- **Task goal**
Print the material below exactly as it stands, please, from its first line to the line holding "margin: 0 0 0 154px;", with no pictures.
--------------------------------------------------
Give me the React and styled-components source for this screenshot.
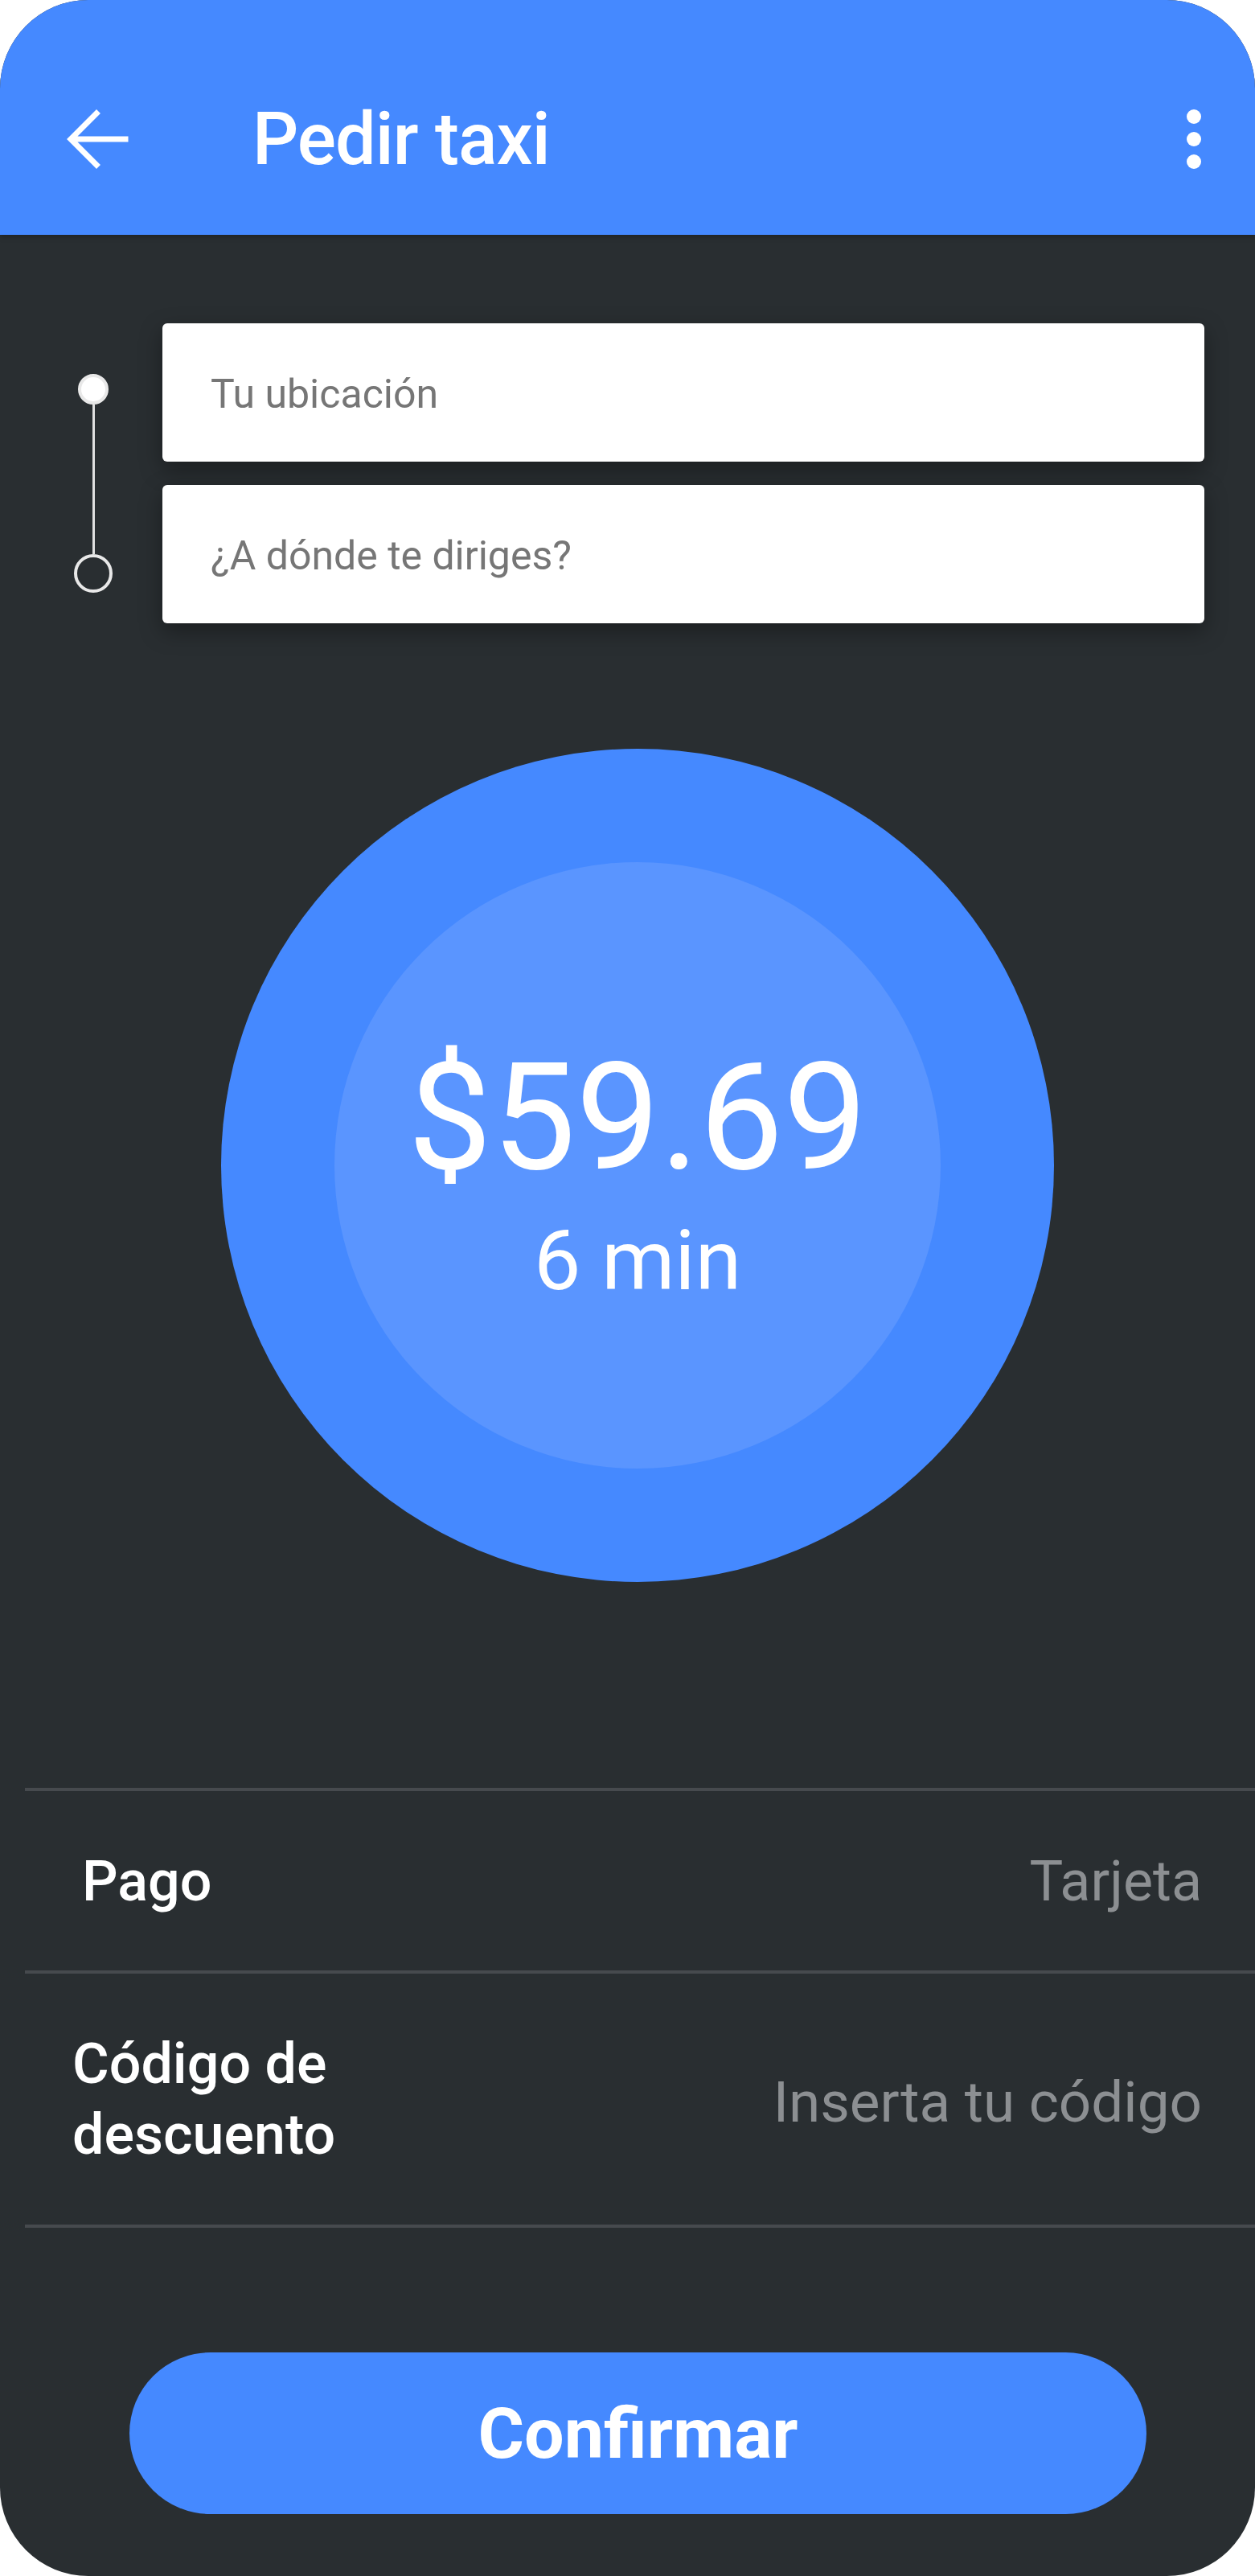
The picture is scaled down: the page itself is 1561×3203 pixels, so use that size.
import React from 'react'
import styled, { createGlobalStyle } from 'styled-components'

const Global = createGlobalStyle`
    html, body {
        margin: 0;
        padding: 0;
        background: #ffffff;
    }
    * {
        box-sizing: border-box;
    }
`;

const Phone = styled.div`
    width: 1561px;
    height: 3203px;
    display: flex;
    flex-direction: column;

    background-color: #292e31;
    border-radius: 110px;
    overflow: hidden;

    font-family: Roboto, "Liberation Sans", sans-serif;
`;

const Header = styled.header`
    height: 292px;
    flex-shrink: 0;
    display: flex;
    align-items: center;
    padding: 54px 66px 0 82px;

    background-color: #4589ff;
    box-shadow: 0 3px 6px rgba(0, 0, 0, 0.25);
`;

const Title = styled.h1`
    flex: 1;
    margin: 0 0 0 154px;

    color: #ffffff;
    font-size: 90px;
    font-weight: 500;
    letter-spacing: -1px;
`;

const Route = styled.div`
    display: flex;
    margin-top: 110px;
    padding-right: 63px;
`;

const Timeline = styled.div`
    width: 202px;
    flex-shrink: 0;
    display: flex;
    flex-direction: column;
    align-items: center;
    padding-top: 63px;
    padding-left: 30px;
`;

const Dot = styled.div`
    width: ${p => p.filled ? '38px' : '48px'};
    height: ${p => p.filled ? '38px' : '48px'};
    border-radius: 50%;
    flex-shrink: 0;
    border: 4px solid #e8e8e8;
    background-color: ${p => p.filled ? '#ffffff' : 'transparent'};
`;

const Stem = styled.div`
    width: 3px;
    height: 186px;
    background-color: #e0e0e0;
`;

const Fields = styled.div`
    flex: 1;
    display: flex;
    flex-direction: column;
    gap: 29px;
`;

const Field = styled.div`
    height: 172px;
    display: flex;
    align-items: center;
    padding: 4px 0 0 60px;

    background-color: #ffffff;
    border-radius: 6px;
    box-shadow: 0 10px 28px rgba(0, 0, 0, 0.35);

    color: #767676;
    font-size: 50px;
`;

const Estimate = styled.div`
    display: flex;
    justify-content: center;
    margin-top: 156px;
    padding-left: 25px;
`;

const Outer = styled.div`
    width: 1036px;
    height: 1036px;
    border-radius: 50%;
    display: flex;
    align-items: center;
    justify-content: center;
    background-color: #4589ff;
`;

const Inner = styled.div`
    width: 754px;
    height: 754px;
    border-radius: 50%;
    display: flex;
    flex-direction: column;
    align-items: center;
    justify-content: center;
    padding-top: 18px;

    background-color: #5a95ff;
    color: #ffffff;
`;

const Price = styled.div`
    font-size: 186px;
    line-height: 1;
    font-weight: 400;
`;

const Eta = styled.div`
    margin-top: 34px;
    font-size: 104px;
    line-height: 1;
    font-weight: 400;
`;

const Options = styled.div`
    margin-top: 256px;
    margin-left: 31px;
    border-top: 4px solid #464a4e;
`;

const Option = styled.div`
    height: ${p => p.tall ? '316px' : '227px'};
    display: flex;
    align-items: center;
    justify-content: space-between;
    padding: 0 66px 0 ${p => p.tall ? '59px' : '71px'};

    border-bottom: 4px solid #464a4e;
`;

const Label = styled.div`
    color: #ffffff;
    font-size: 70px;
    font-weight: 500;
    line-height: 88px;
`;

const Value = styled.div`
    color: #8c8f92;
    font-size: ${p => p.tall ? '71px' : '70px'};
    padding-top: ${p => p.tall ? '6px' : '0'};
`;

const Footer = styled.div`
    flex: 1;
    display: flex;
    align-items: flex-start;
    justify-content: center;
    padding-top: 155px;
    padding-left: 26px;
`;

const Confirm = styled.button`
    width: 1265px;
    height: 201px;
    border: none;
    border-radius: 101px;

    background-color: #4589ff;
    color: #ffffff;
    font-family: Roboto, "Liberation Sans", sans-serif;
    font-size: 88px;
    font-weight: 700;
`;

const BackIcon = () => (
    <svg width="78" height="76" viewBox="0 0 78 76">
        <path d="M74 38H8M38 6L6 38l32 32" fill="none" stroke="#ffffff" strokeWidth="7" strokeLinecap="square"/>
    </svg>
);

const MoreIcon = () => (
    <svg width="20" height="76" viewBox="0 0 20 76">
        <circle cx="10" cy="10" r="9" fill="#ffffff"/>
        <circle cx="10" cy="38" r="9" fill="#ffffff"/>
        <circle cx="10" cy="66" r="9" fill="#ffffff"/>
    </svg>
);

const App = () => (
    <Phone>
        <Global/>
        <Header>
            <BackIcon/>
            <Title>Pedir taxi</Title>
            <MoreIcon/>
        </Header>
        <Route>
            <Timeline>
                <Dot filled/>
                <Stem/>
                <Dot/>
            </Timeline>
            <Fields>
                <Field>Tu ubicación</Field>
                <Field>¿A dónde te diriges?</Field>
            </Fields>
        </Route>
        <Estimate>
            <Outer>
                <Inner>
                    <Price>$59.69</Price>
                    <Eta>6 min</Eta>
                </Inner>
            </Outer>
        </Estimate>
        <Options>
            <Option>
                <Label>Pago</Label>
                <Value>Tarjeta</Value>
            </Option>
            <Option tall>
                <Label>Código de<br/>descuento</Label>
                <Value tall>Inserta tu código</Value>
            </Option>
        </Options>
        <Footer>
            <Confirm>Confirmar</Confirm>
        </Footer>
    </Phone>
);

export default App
--------------------------------------------------
- **Solution to the problem**
Give me the React and styled-components source for this screenshot.
The picture is scaled down: the page itself is 1561×3203 pixels, so use that size.
import React from 'react'
import styled, { createGlobalStyle } from 'styled-components'

const Global = createGlobalStyle`
    html, body {
        margin: 0;
        padding: 0;
        background: #ffffff;
    }
    * {
        box-sizing: border-box;
    }
`;

const Phone = styled.div`
    width: 1561px;
    height: 3203px;
    display: flex;
    flex-direction: column;

    background-color: #292e31;
    border-radius: 110px;
    overflow: hidden;

    font-family: Roboto, "Liberation Sans", sans-serif;
`;

const Header = styled.header`
    height: 292px;
    flex-shrink: 0;
    display: flex;
    align-items: center;
    padding: 54px 66px 0 82px;

    background-color: #4589ff;
    box-shadow: 0 3px 6px rgba(0, 0, 0, 0.25);
`;

const Title = styled.h1`
    flex: 1;
    margin: 0 0 0 154px;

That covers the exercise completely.